After the Battle of the Boyne in 1690, over 20,000 Catholic Irish fled Ireland. England wasn’t an option for obvious reasons, so they travelled to what was then the second largest trading port in Europe, Bordeaux. While the 20,000 became known as 'Wild Geese,' the wine contingent were christened 'Wine Geese.'  As the trade in Bordeaux wines expanded, they used their charm and wit to marry into French winemaking families and so the intertwining of Irish and Bordelaise began.

Over a dozen chateaux in Bordeaux now carry Irish names, including top estates such as Chateau Lynch-Bages and Chateau Léoville-Barton. To this day, Lilian Barton, the owner of Leoville-Barton carries an Irish passport. You can see several streets and places carrying typical Irish names like McCarthy and Kirwan.

Bordeaux is fabulous to visit, as many Irish soccer fans may discover this June (Ireland play Belgium on June 18th in Stade de Bordeaux). The once-busy quayside has now become a 5km long promenade. The former wine dock, Quai des Chartrons, now has a Sunday market selling local produce like oysters from Arcachon.  (Bordeaux ladies better watch out for a second wave of charming Irish men.... oysters have aphrodisiac qualities!)  Nearby, in a merchant building built by the Burke’s, is the Musée du Vin which traces Bordeaux’s wine history.

So, to toast our Irish forefathers, the many Irish abroad, and in anticipation of a good performance in France, here’s a few delicious good value Bordeaux wines in Molloys.
Ch. Minvieille Bordeaux Blanc 2014 is a great example of everyday white Bordeaux. It’s wonderfully refreshing without being tart, with subtle notes of lemon and fresh-cut grass.
Ch. Larose Trintaudon Haut Médoc Cru Bourgeois 2010 is rich and concentrated with blackcurrant, black cherry, toasted oak, and notes of undergrowth and tobacco. 2010 was a great vintage – this is exceptional value for a quality Cru Bourgeois.
Ch. les Graves de Barrau Bordeaux 2014 This Merlot-driven blend is quite firm, but deliciously fruity, savoury and balanced – black fruits, with hints of tobacco and forest floor.
Ch. Bonnin Pichon Lussac St. Émilion - enticing aromas of lead pencil, coffee, chocolate and dark fruit, followed by generous layers of ripe dark fruit, sweet vanilla, earthiness.
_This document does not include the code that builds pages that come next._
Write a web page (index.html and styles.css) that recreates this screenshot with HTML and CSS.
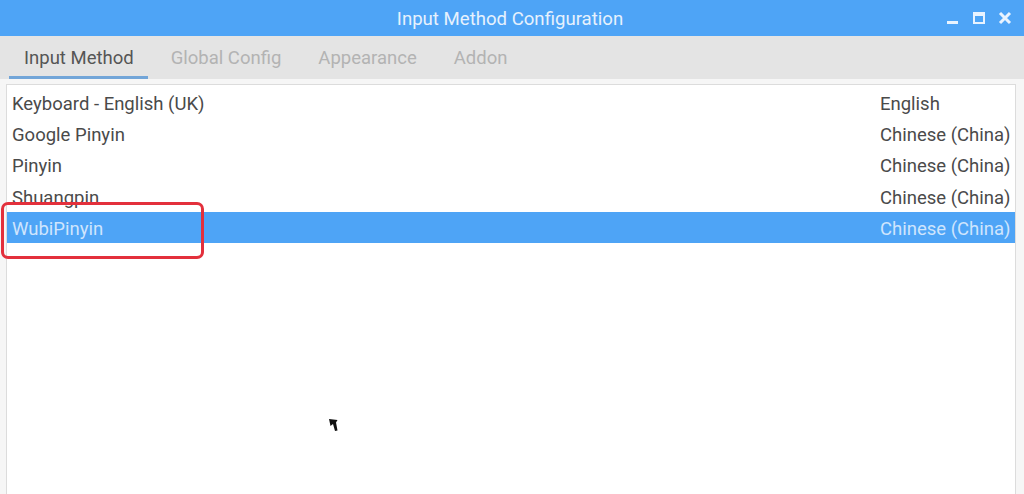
FILE: index.html
```html
<!DOCTYPE html>
<html>
<head>
<meta charset="utf-8">
<link rel="stylesheet" href="styles.css">
</head>
<body>
<div class="window">
  <div class="titlebar">
    <div class="title">Input Method Configuration</div>
    <div class="controls">
      <svg class="ctl" width="14" height="14" viewBox="0 0 14 14"><rect x="1" y="10" width="11" height="3" fill="#e8f3ff"/></svg>
      <svg class="ctl" width="14" height="14" viewBox="0 0 14 14"><rect x="2" y="2" width="10" height="10" fill="none" stroke="#e8f3ff" stroke-width="2"/><rect x="2" y="2" width="10" height="3" fill="#e8f3ff"/></svg>
      <svg class="ctl" width="14" height="14" viewBox="0 0 14 14"><path d="M2 2 L12 12 M12 2 L2 12" stroke="#e8f3ff" stroke-width="3"/></svg>
    </div>
  </div>
  <div class="tabs">
    <div class="tab active">Input Method</div>
    <div class="tab">Global Config</div>
    <div class="tab">Appearance</div>
    <div class="tab">Addon</div>
  </div>
  <div class="content">
    <div class="list">
      <div class="row"><span>Keyboard - English (UK)</span><span>English</span></div>
      <div class="row"><span>Google Pinyin</span><span>Chinese (China)</span></div>
      <div class="row"><span>Pinyin</span><span>Chinese (China)</span></div>
      <div class="row"><span>Shuangpin</span><span>Chinese (China)</span></div>
      <div class="row selected"><span>WubiPinyin</span><span>Chinese (China)</span></div>
      <div class="highlight"></div>
      <svg class="cursor" width="14" height="18" viewBox="0 0 14 18"><path d="M1 1 L9.5 2 L8 4.5 L9.5 12.5 L7 13 L5 6 L2.5 8 Z" fill="#111"/></svg>
    </div>
  </div>
</div>
</body>
</html>
```
FILE: styles.css
```css
html, body {
  margin: 0;
  padding: 0;
  width: 1024px;
  height: 494px;
  overflow: hidden;
  background: #ffffff;
  font-family: Roboto, "Liberation Sans", sans-serif;
}
.window {
  display: flex;
  flex-direction: column;
  height: 494px;
}
.titlebar {
  height: 36px;
  background: #4ea4f6;
  position: relative;
  display: flex;
  align-items: center;
  justify-content: center;
  flex-shrink: 0;
}
.title {
  color: #e6f1fd;
  font-size: 18.6px;
  padding-top: 2px;
  padding-right: 4px;
}
.controls {
  position: absolute;
  right: 12px;
  top: 11px;
  display: flex;
  gap: 12px;
}
.ctl { display: block; }
.tabs {
  height: 43px;
  background: #e4e4e4;
  display: flex;
  padding-left: 9px;
  flex-shrink: 0;
}
.tab {
  font-size: 18.5px;
  color: #b3b3b3;
  padding: 4px 14px 0 15px;
  display: flex;
  align-items: center;
  margin-right: 8px;
  box-sizing: border-box;
  border-bottom: 3px solid transparent;
}
.tab.active {
  color: #555555;
  border-bottom-color: #72a5d8;
}
.content {
  flex: 1;
  background: #f6f6f6;
  padding: 5px 5px 0 6px;
  display: flex;
}
.list {
  flex: 1;
  background: #ffffff;
  border: 1px solid #dcdcdc;
  border-bottom: none;
  padding-top: 2px;
  position: relative;
  margin-right: 3px;
}
.row {
  height: 31.3px;
  box-sizing: border-box;
  padding-top: 2px;
  display: grid;
  grid-template-columns: 868px 1fr;
  align-items: center;
  padding-left: 5px;
  font-size: 18.5px;
  color: #4a4a4a;
}
.row.selected {
  background: #4ea4f6;
  color: #cfe5fd;
}
.highlight {
  position: absolute;
  left: -6px;
  top: 117px;
  width: 197px;
  height: 51px;
  border: 3px solid #e3303c;
  border-radius: 7px;
}
.cursor {
  position: absolute;
  left: 321px;
  top: 333px;
}
```
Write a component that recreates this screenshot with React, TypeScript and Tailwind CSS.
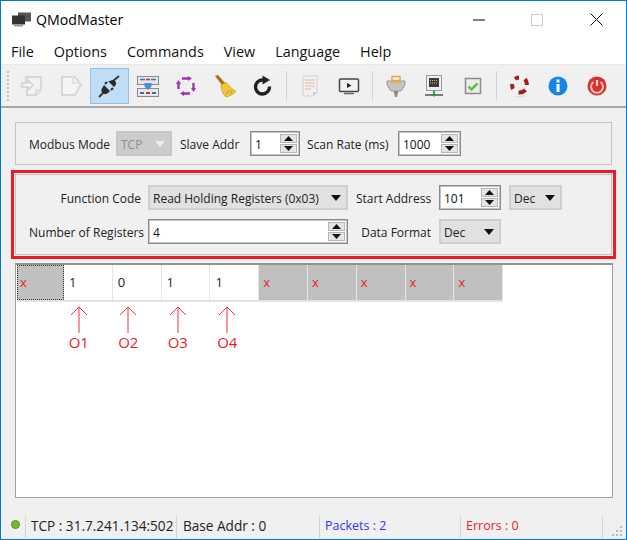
import React from "react";

const Down = ({ c = "#111" }: { c?: string }) => (
  <svg width="10" height="6" viewBox="0 0 10 6"><path d="M0 0h10L5 6z" fill={c} /></svg>
);

function Combo({ text, w, disabled }: { text: string; w: string; disabled?: boolean }) {
  return (
    <div className={`${w} h-[25px] flex items-center justify-between pl-[3px] pr-[5px] border-2 ${disabled ? "border-[#c6c6c6] bg-[#cccccc] text-[#8f8f8f]" : "border-[#cfcfcf] bg-[#e1e1e1] text-[#222]"}`}>
      <span className="whitespace-nowrap pt-[2px]">{text}</span>
      <Down c={disabled ? "#eeeeee" : "#111"} />
    </div>
  );
}

function Spin({ text, w }: { text: string; w: string }) {
  return (
    <div className={`${w} h-[25px] flex items-stretch border border-[#8a8a8a] bg-white text-[#111] shadow-[inset_0_0_0_1px_#c4c4c4]`}>
      <span className="flex-1 pl-[4px] pt-[2px] self-center">{text}</span>
      <div className="w-[17px] flex flex-col m-[2px] ml-0 gap-[1px]">
        <div className="flex-1 bg-[#e4e4e4] border border-[#b5b5b5] flex items-center justify-center">
          <svg width="9" height="5" viewBox="0 0 9 5"><path d="M4.5 0L9 5H0z" fill="#111" /></svg>
        </div>
        <div className="flex-1 bg-[#e4e4e4] border border-[#b5b5b5] flex items-center justify-center">
          <svg width="9" height="5" viewBox="0 0 9 5"><path d="M0 0h9L4.5 5z" fill="#111" /></svg>
        </div>
      </div>
    </div>
  );
}

const I = ({ children }: { children: React.ReactNode }) => (
  <svg width="24" height="24" viewBox="0 0 24 24">{children}</svg>
);

const icons: React.ReactNode[] = [
  <I key="0"><path d="M6 9V3h15v13l-5 5H7v-6" fill="#f2f2f2" stroke="#d8d8d8" strokeWidth="2" /><path d="M16 21v-5h5" fill="#e8e8e8" stroke="#d8d8d8" strokeWidth="1.500" /><path d="M2 9h6V6l5 5-5 5v-3H2z" fill="#f6f6f6" stroke="#cfcfcf" strokeWidth="1.500" /></I>,
  <I key="1"><path d="M3 3h13l6 8-6 10H3z" fill="#f4f4f4" stroke="#d8d8d8" strokeWidth="2" /><path d="M14 3v6h6" fill="none" stroke="#e0e0e0" strokeWidth="1.500" /></I>,
  <I key="2"><path d="M2 23l6-6M16 7l6-5" stroke="#333" strokeWidth="1.800" /><path d="M7 11l6 6-2 2c-2 1.500-4 1.500-5.500 0s-1.500-3.500 0-5.500z" fill="#2b2b2b" /><path d="M11 7l6 6 1-1c1.500-2 1.500-3.500 0-5s-3-1.500-5 0z" fill="#2b2b2b" /><path d="M8 10l2-2M14 16l2-2" stroke="#2b2b2b" strokeWidth="2" /></I>,
  <I key="3"><rect x="1.500" y="2.500" width="21" height="8" fill="#e6e6e6" stroke="#8a8a8a" /><rect x="1.500" y="14.500" width="21" height="8" fill="#e6e6e6" stroke="#8a8a8a" /><path d="M4 5.500h5M15 5.500h5" stroke="#3b6fc4" strokeWidth="1.600" /><path d="M10 5.500h4" stroke="#d8322c" strokeWidth="1.600" /><path d="M4 19h4M16 19h4" stroke="#3b6fc4" strokeWidth="2" /><path d="M10 19h4" stroke="#d8322c" strokeWidth="2" /><path d="M8.500 9h7v3.500l-3.500 3.500-3.500-3.500z" fill="#4a90d9" /></I>,
  <I key="4"><path d="M8 4.500h7M19.500 9v6M16 19.500H9M4.500 15V9" stroke="#a32fb8" strokeWidth="2.400" fill="none" /><path d="M14 2l4 2.500-4 2.500zM22 14l-2.500 4-2.500-4zM10 22l-4-2.500 4-2.500zM2 10l2.500-4 2.500 4z" fill="#a32fb8" /></I>,
  <I key="5"><path d="M2 2l3-1 7 8-3 2z" fill="#b06a1c" /><path d="M8 11l5-2.500c3 3 6 7 10 9-3 3-7 5-10 5.500-3-3-5-7-5-12z" fill="#f0c832" stroke="#c89a1c" strokeWidth="0.800" /><path d="M13 21l3-5M17 20l2-4" stroke="#c89a1c" /></I>,
  <I key="6"><path d="M18.500 12.500A7 7 0 1 1 12 6" fill="none" stroke="#222" strokeWidth="3.400" /><path d="M11.500 1.500l7.500 4.500-7.500 4.500z" fill="#222" /></I>,
  null,
  <I key="8"><path d="M5 2h14v16l-4 4H5z" fill="#f4f0ee" stroke="#dcdcdc" strokeWidth="1.500" /><path d="M7 6h10M7 9h10M7 12h10M7 15h6" stroke="#e8b5ab" /><path d="M15 22l4-4h-4z" fill="#cccccc" /></I>,
  <I key="9"><rect x="2.500" y="5" width="19" height="12.500" rx="1" fill="#f2f2f2" stroke="#444" strokeWidth="1.500" /><path d="M10 9l4.500 2.500L10 14z" fill="#222" /><path d="M7 19.500h10" stroke="#666" strokeWidth="1.500" /></I>,
  null,
  <I key="11"><path d="M3 7h18v4l-4 6h-10l-4-6z" fill="#c4c4c4" stroke="#9a9a9a" /><rect x="8" y="2.500" width="8" height="4" fill="none" stroke="#e4a63c" strokeWidth="1.500" /><path d="M6 8.500h12" stroke="#e8b060" strokeWidth="1.500" /><path d="M9.500 17h5L13 23h-2z" fill="#8d8d8d" /></I>,
  <I key="12"><rect x="4.500" y="1.500" width="15" height="15" fill="#eeeeee" stroke="#9a9a9a" /><rect x="7" y="4" width="10" height="9" fill="#3b3b3b" /><path d="M8 6.500h8M8 9h8" stroke="#d8b65a" strokeDasharray="1 1" /><path d="M3 21h18" stroke="#555" strokeWidth="1.500" /><path d="M12 17v3" stroke="#2f9e3f" strokeWidth="2" /><path d="M9.500 20h5L12 23z" fill="#2f9e3f" /></I>,
  <I key="13"><rect x="4.500" y="4.500" width="15" height="15" fill="#ececec" stroke="#8c8c8c" strokeWidth="1.500" /><path d="M7.500 12.500l3 3L16.500 9.500" fill="none" stroke="#63c23c" strokeWidth="2.500" /></I>,
  null,
  <I key="15"><circle cx="12" cy="11" r="7.500" fill="none" stroke="#f4f4f4" strokeWidth="5" /><path d="M7 5A8 8 0 0 1 11 3.500M17 5a9 9 0 0 1 2 6M17.500 16a9 9 0 0 1-7 2.500M5 15a8 8 0 0 1-.800-5" fill="none" stroke="#a81c1c" strokeWidth="4" /><path d="M6 22.500h12" stroke="#dcdcdc" /></I>,
  <I key="16"><circle cx="12" cy="12" r="9.500" fill="#1585e8" /><rect x="10.500" y="10" width="3" height="8" fill="#fff" /><rect x="10.500" y="5.500" width="3" height="3" fill="#fff" /></I>,
  <I key="17"><circle cx="12" cy="12" r="9.500" fill="#d9302c" /><path d="M8.500 8a6 6 0 1 0 7 0" fill="none" stroke="#f6c8c4" strokeWidth="2" /><path d="M12 6v6" stroke="#f6c8c4" strokeWidth="2.200" /></I>,
];

const Arrow = () => (
  <svg width="18" height="27" viewBox="0 0 18 27"><path d="M9 27V1M1 9l8-8 8 8" fill="none" stroke="#ed1c24" strokeWidth="0.900" /></svg>
);

export default function App() {
  const font = { fontFamily: '"Open Sans", "Noto Sans", sans-serif' };
  return (
    <div style={font} className="w-[627px] h-[540px] flex flex-col border border-[#0078d7] bg-[#f0f0f0] text-[12px] text-[#222] overflow-hidden">
      <div className="h-[37px] shrink-0 bg-white flex items-center pl-[11px]">
        <svg width="19" height="15" viewBox="0 0 19 15">
          <rect x="6" y="0.500" width="13" height="9" fill="#555" />
          <rect x="0" y="3.500" width="13" height="9" fill="#333" />
          <rect x="2" y="12.500" width="9" height="2" fill="#999" />
        </svg>
        <span className="ml-[5px] text-[14.200px] text-black">QModMaster</span>
        <div className="ml-auto flex items-center pr-[23px]">
          <svg width="12" height="2" viewBox="0 0 12 2"><path d="M0 1h12" stroke="#000" /></svg>
          <div className="ml-[46px] w-[12px] h-[12px] border border-[#cccccc]" />
          <svg className="ml-[47px]" width="13" height="13" viewBox="0 0 13 13"><path d="M0.500 0.500l12 12M12.500 0.500l-12 12" stroke="#111" /></svg>
        </div>
      </div>
      <div className="h-[26px] shrink-0 bg-white flex items-center pl-[10px] pt-[2px] gap-[20px] text-[14.400px] text-[#111]">
        <span>File</span><span>Options</span><span>Commands</span><span>View</span><span>Language</span><span>Help</span>
      </div>
      <div className="h-[44px] shrink-0 flex items-center border-t border-[#e8e8e8] border-b-2 border-b-[#a8a8a8]">
        <div className="w-[12px] pl-[6px] flex flex-col gap-[2px] shrink-0">
          {[0, 1, 2, 3, 4, 5, 6, 7].map((i) => <div key={i} className="w-[2px] h-[2px] bg-[#c0c0c0]" />)}
        </div>
        {icons.map((ic, i) => {
          if (ic === null) return <div key={i} className="w-[8.500px] flex justify-center shrink-0"><div className="w-[1px] h-[30px] bg-[#d4d4d4]" /></div>;
          return (
            <div key={i} className={`w-[38.500px] h-[36px] flex items-center justify-center shrink-0 ${i === 2 ? "bg-[#bfddf5] border border-[#8cc2ee]" : ""}`}>{ic}</div>
          );
        })}
      </div>

      <div className="flex-1 flex flex-col px-[10px] pt-[14px] min-h-0">
        <div className="mx-[4px] h-[43px] shrink-0 border border-[#c4c4c4] flex items-center pl-[13px]">
          <span className="w-[87px] pt-[2px]">Modbus Mode</span>
          <Combo text="TCP" w="w-[56px]" disabled />
          <span className="ml-[8px] w-[70px] pt-[2px]">Slave Addr</span>
          <Spin text="1" w="w-[50px]" />
          <span className="ml-[7px] w-[91px] pt-[2px]">Scan Rate (ms)</span>
          <Spin text="1000" w="w-[63px]" />
        </div>
        <div className="mt-[5px] h-[89px] shrink-0 border-[3px] border-[#ed1c24] p-[1px]">
          <div className="h-full border border-[#c4c4c4] pl-[13px] pt-[10px] grid grid-cols-[119px_208px_83px_70px_53px] grid-rows-[25px_25px] gap-y-[9px] items-center">
            <span className="text-right pr-[7px] pt-[2px] whitespace-nowrap">Function Code</span>
            <Combo text="Read Holding Registers (0x03)" w="w-[200px]" />
            <span className="text-right pr-[8px] pt-[2px] whitespace-nowrap">Start Address</span>
            <Spin text="101" w="w-[62px]" />
            <Combo text="Dec" w="w-[53px]" />
            <span className="text-right pr-[7px] pt-[2px] whitespace-nowrap">Number of Registers</span>
            <Spin text="4" w="w-[200px]" />
            <span className="text-right pr-[8px] pt-[2px] whitespace-nowrap">Data Format</span>
            <Combo text="Dec" w="w-[62px]" />
          </div>
        </div>
        <div className="mt-[4px] ml-[4px] mr-[3px] flex-1 min-h-0 bg-white border border-[#a0a0a0] border-t-2 border-t-[#8f959b] pl-[1px] text-[13px]">
          <div className="flex h-[37px] border-b-2 border-[#e4e4e4] w-fit">
            <div className="w-[47px] bg-[#c0c0c0] border border-dotted border-[#333] text-[#ed1c24] flex items-center pl-[2px]">x</div>
            {["1", "0", "1", "1"].map((v, i) => (
              <div key={i} className="w-[48.800px] border-r border-[#e4e4e4] pl-[5px] flex items-center text-[#222]">{v}</div>
            ))}
            {[0, 1, 2, 3, 4].map((i) => (
              <div key={i} className="w-[48.800px] bg-[#c0c0c0] border-r border-[#e4e4e4] pl-[4px] flex items-center text-[#ed1c24]">x</div>
            ))}
          </div>
          <div className="flex ml-[37px] mt-[4px]">
            {["O1", "O2", "O3", "O4"].map((t) => (
              <div key={t} className="w-[49.500px] flex flex-col items-center text-[#ed1c24] text-[15px] leading-[18px]">
                <Arrow />
                <span>{t}</span>
              </div>
            ))}
          </div>
        </div>
      </div>

      <div className="h-[41px] shrink-0 flex items-center pt-[16px] text-[#222]">
        <div className="w-[24px] flex justify-center pl-[4px] mb-[4px]">
          <div className="w-[9px] h-[9px] rounded-full bg-[#79b82a] border border-[#5f8f20]" />
        </div>
        <div className="h-[22px] w-[151px] border-l border-[#d4d4d4] pl-[5px] flex items-center text-[13.600px] whitespace-nowrap">TCP : 31.7.241.134:502</div>
        <div className="h-[22px] w-[143px] border-l border-[#d4d4d4] pl-[6px] flex items-center text-[13.600px] whitespace-nowrap">Base Addr : 0</div>
        <div className="h-[22px] w-[141px] border-l border-[#d4d4d4] pl-[5px] flex items-center text-[12.500px] text-[#3333ff] whitespace-nowrap">Packets : 2</div>
        <div className="h-[22px] w-[142px] border-l border-[#d4d4d4] pl-[5px] flex items-center text-[12.500px] text-[#ed1c24] whitespace-nowrap">Errors : 0</div>
        <div className="h-[22px] flex-1 border-l border-[#d4d4d4] flex items-end justify-end pr-[3px]">
          <svg width="12" height="12" viewBox="0 0 12 12"><path d="M9 0h2v2H9zM5 4h2v2H5zM9 4h2v2H9zM1 8h2v2H1zM5 8h2v2H5zM9 8h2v2H9z" fill="#bbb" /></svg>
        </div>
      </div>
    </div>
  );
}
The structure, balance and finish are really impressive at this price.
Ch. Beausejour-Hostens Médoc - an exceedingly good Bordeaux at a great price! Classic structure (oak, fruit, tannin and acidity) evoking damsons, polished oak, with hints of lavender, spice, and mocha. Firm grippy finish, wielding lots of residual fruit. Drinking very well.